STATED EXERCISE
Find each line with the word "page" and copy it.

DATA ENTRIES

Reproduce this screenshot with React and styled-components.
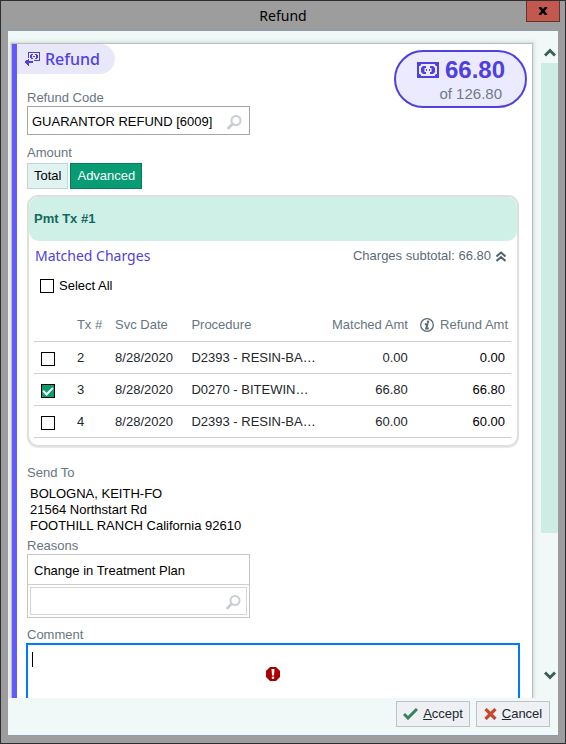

---

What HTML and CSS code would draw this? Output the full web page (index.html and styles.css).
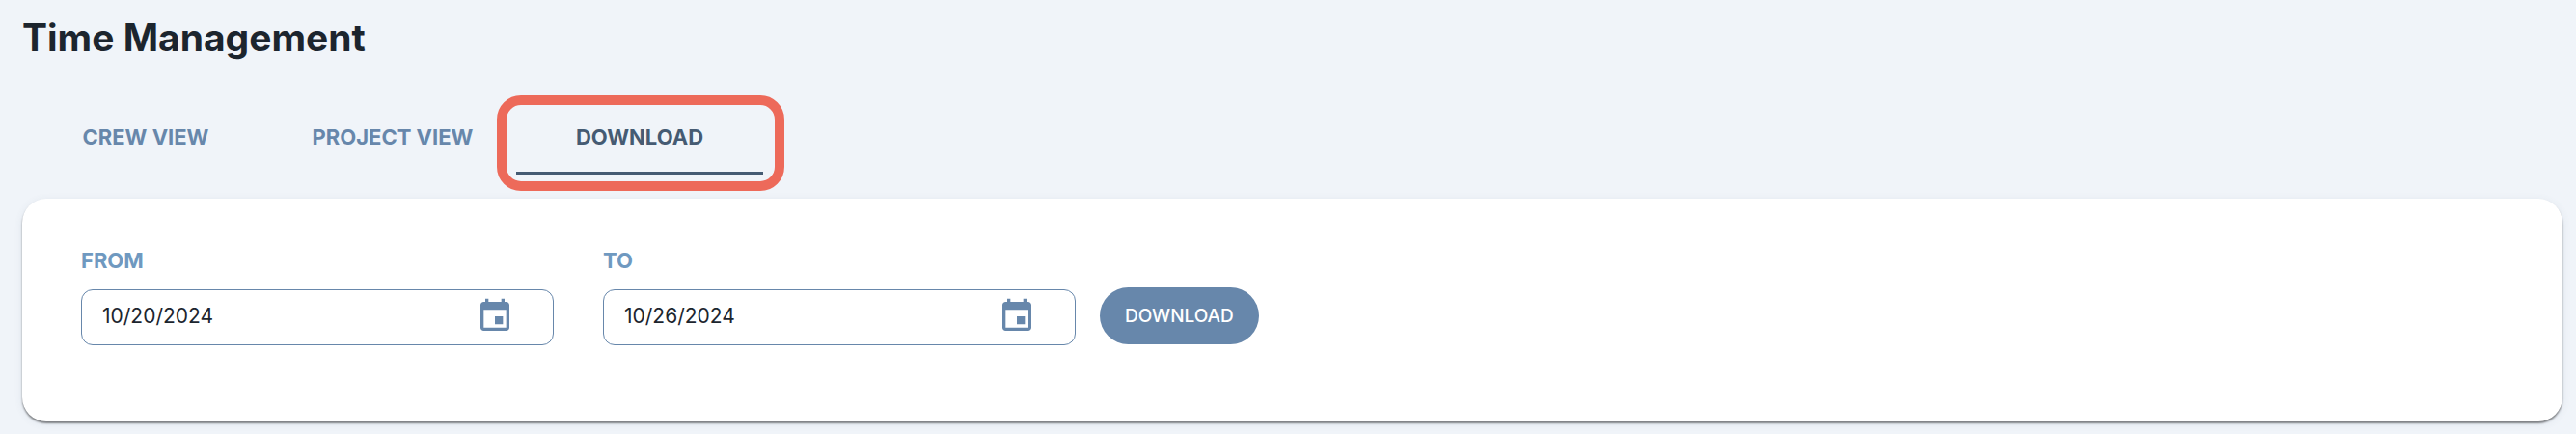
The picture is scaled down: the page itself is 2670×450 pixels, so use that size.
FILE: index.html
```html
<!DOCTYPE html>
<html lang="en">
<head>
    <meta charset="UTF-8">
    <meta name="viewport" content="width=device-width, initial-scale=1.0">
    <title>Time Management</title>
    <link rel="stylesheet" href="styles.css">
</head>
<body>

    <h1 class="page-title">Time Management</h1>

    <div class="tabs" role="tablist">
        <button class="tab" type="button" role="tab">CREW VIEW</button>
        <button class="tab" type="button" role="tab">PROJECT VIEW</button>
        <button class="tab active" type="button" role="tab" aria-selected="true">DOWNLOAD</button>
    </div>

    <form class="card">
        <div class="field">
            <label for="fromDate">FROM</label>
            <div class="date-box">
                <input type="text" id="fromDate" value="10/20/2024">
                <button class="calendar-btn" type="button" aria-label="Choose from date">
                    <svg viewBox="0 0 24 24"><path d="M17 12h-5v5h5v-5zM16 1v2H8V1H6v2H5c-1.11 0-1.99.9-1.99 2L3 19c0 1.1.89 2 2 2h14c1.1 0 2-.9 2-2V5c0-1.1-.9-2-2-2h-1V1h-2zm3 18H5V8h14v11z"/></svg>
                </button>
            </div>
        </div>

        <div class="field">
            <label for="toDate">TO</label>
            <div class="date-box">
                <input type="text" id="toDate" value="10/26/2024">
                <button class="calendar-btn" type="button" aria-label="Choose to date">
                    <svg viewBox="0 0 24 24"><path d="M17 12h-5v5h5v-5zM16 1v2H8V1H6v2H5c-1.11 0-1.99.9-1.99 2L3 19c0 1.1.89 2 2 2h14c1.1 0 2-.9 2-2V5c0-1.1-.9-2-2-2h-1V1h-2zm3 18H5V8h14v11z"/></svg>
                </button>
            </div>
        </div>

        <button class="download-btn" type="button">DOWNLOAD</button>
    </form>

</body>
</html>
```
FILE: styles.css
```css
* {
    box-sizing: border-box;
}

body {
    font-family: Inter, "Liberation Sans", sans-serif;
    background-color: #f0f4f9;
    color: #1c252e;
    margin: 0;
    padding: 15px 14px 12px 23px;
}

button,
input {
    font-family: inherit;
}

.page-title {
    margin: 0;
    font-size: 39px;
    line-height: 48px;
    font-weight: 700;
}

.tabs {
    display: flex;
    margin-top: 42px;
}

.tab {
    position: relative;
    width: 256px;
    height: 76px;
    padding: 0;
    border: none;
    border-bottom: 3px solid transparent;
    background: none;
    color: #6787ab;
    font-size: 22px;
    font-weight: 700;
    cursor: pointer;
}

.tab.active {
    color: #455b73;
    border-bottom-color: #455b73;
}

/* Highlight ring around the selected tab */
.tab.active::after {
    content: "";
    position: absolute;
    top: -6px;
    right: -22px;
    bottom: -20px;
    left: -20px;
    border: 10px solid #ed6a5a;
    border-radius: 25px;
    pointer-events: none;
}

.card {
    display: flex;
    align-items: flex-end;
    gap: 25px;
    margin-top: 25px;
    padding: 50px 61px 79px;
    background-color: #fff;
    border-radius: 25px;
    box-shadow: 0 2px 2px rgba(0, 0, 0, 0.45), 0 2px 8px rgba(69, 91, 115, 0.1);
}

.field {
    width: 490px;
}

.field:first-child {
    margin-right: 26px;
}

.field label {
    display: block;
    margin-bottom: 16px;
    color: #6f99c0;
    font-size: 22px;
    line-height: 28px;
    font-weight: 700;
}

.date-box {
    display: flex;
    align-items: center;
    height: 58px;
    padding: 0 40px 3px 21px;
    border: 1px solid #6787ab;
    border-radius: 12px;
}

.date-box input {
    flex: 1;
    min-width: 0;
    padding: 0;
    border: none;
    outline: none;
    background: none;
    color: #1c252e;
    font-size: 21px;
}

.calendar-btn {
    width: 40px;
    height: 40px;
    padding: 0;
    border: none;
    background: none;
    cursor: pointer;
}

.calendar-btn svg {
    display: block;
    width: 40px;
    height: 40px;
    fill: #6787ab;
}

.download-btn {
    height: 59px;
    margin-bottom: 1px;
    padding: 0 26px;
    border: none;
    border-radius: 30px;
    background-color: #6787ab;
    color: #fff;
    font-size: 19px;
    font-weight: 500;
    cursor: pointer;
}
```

SOLUTION
What HTML and CSS code would draw this? Output the full web page (index.html and styles.css).
The picture is scaled down: the page itself is 2670×450 pixels, so use that size.
    <h1 class="page-title">Time Management</h1>
.page-title {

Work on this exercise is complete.